Drawing on recordings from a Feldenkrais archive inherited from her mother, Dertnig translates the complexity of experiences of movement and time into new visual forms. 


Her form-finding does not develop from observation, but from sensing the body from within. The works are direct testimonies to movement sequences and materializations of her thinking with the body.


In the sculptures, she transfers the emotion, strength, and tension to the bent metal rods, creating drawings in space that seem to develop independent personalities and, with their expansive curves, appear as if they are dancing on a stage.


For the production process of the pictures, however, it is essential that they are created on the floor using the whole body. Both in the larger drawings with screen-printed patterns and in the small, brightly colored formats, Dertnig understands the picture surface as a stage. She thus ties in with the art and performance-historical topos of the canvas as a playing surface. This theme was just as foundational for Jackson Pollock’s poses in his allover painting, often described as dance, as it was for Trisha Brown’s piece It’s a Draw, in which she uses drawing chalk on her hands and feet to leave traces of her performance on paper.


In connection with the idea of the picture plane as a stage, it is also worth mentioning that the artist compares her intuitive use of color to the process of selecting clothes for her performances. The choice of color thus also embodies an emotional interplay of struggle and harmony, expressiveness and retreat, dominance and balance.


The works can be read not only as autonomous arrangements, but also as a form of notation.


The relationship between the movements and their representation is subject to a peculiar ambivalence: On the one hand, the recordings follow the event and, as an immediate trace of it, possess a virtuosity, uniqueness, and singularity; on the other hand, they open up a space for the renewed realization of the same movement. They formulate an alphabet of lines and figures that can serve as a reference for repeatable embodiments.


The group of sculptures are thus also reenactments of older works, executed here on a smaller scale. Despite this scaling of the figures, the information of the complex interaction of body, material, and space is fully laid out.


The superimpositions in the pictures, in particular the circling strokes that condense into swirls, also bear witness to the repetition of the repetition of the repetition, which, through constant rehearsal, enables a redefinition of movement sequences and thus an alternative reality.

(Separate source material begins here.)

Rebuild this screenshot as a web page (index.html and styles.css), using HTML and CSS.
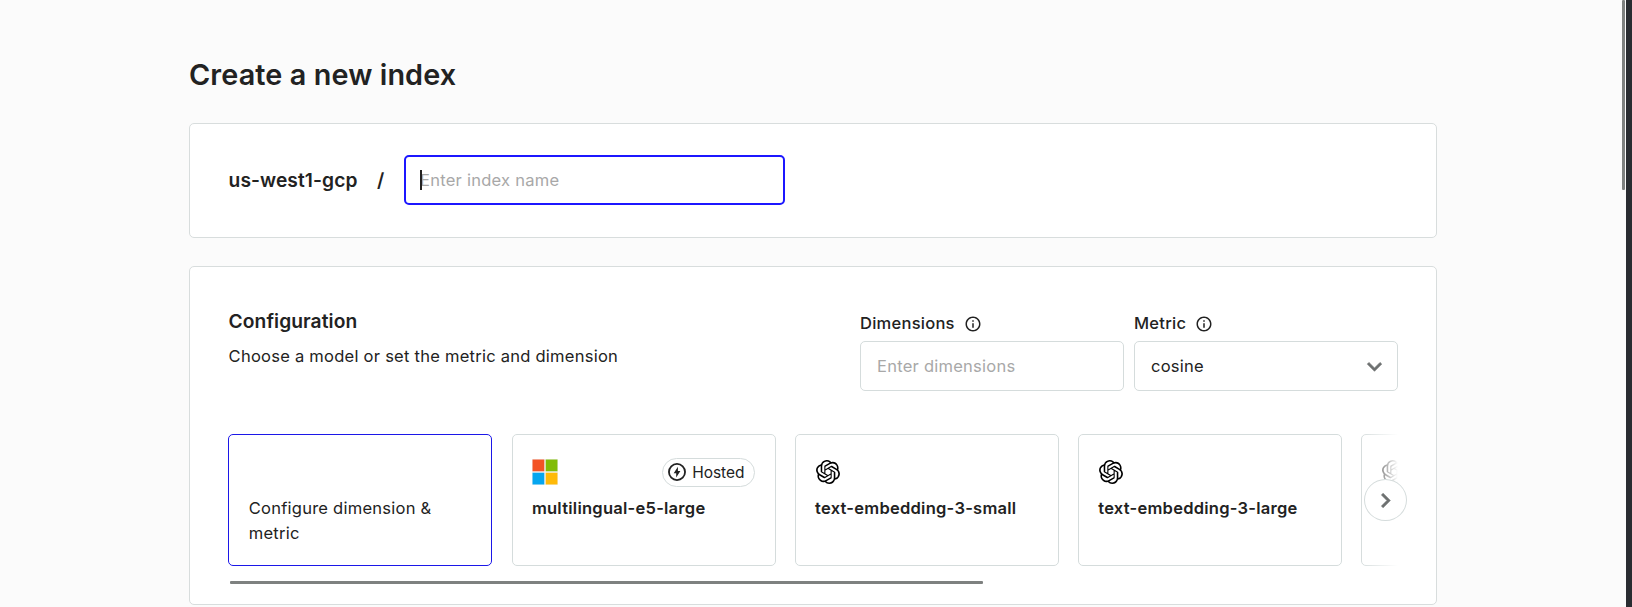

Carola Dertnig was born in Innsbruck in 1963 and lives in Vienna, where she is a head of the Performative Arts department at the Academy of Fine Arts. She was a long-time board member of the Vienna Secession and can look back on numerous solo and group exhibitions, including at the Landesgalerie Niederösterreich, Krems, the P.S. 1, New York, the Artists Space, New York, the MoMA, New York, the mumok, Vienna, the GfZK, Leipzig and the Secession, Vienna.